Tous les personnages de ce bref roman sont des gens communs, des gens dont Frédérique Dolphijn montre les errances et les erreurs, les légèretés et lâchetés, les faiblesses et les failles, sans les juger ni les y réduire, en romancière qui sait que la littérature n’est pas affaire de morale et que la vocation de l’écrivain n’est ni de juger ni de simplifier la complexité foncière de tout être, de toute existence.
Tous sont au bord d’eux-mêmes, à l’orée d’une bifurcation, d’un basculement. On sent que quelque chose couve et gronde – d’ailleurs les signes le disent : le crapaud dans la baignoire, l’oiseau mort sous le canapé – ; on ne sait pas encore quoi, mais on sait que cela va surgir et c’est ce moment que l’auteure saisit, ce moment où les personnages vont, peut-être pour certains, « donner une forme à [leur] vie », construire « un pont d’alliance entre [eux] et [eux] » et cesser de « se pétrifier dans les traces de quelque chose qu’[ils] ne désire[nt] pas » – sauf l’Enfant, craintif et rétif, étranger soliloquant en silence, pour toujours au bord du monde où vivent les autres.
Au bord du monde est un roman fragmentaire, divisé en trois grandes parties et composé de scènes, de tableaux, de courts épisodes. Il semble par moments qu’il présente ce qu’une caméra filmerait : de brèves notations descriptives se suivent, chacune à la ligne, comme dans un panoramique ; ça et là, de très gros plans dénotent une attention à la vie infime : des fourmis courant dans les plis des serviettes, un scarabée traversant la route, des abeilles butinant la sarriette et l’origan, … L’écriture de Frédérique Dolphijn adopte souvent le mode de la liste et de la parataxe : elle juxtapose des impressions, des sentiments, des aspirations, des gestes, des paroles, … dans des phrases souvent assez courtes – mais pas toujours.
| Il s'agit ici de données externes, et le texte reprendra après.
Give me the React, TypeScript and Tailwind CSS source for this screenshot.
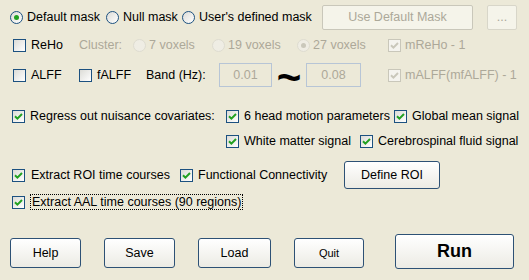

L’ensemble est rythmé, vif, énergique. Une autre particularité de son style, qui mêle efficacement le trivial et l’ordinaire du quotidien aux fulgurances et aux élans de l’âme, réside dans ses images, qui parfois interrompent la narration, ouvrant comme des échappées oniriques et fantasmatiques entre les actions des personnages, rappelant que la vie est ailleurs. Ces images, songes ou signes, sont souvent saisissantes, parfois inquiétantes : des « monstres marins voguent à l’eau de pluie », des « papillons noirs vomissent sur les murs », des « planètes pissent des cendres bleues », « des nuées de requins, grands comme la dernière phalange du petit doigt, chantent le gospel des navires engloutis », « une salamandre rêve d’un navire de paille », « des morceaux de pommes séchées rugissent en creux comme des lions en manque de courage ». Sans doute peuvent-elles paraître quelque peu fabriquées, artificielles – nous n’en jugerons pas : nous ne sommes pas dans l’atelier de l’écrivain. L’histoire, enfin, est ponctuée dans ses marges de titres de chansons et de morceaux de musique – ne les ayant pas écoutés, nous n’en dirons rien.
La grande force de ce livre se trouve selon nous dans sa matière, dense et presque opaque, miroitante. Outre les glissements et les vacillements qui rompent l’équilibre bancal où se tenaient les personnages, l’auteure s’attache à ce qui est en latence, en dormance ; à ce qui se fomente dans les limbes, dans les interstices creusés par les non-dits qui pèsent, par les fissures jamais comblées qui grèvent l’amour et la vie. Ce matériau, elle le travaille subtilement, préférant l’évocation et la suggestion à l’explication et au développement, de sorte qu’on pourrait presque écrire un autre livre avec ce qui gît entre et derrière les phrases, en palimpseste. Ce faisant, elle ménage au lecteur une place importante, tout en l’invitant à se confronter à son tour à cette matière obscure et chatoyante qu’il a peut-être, ou sûrement, tendance à négliger.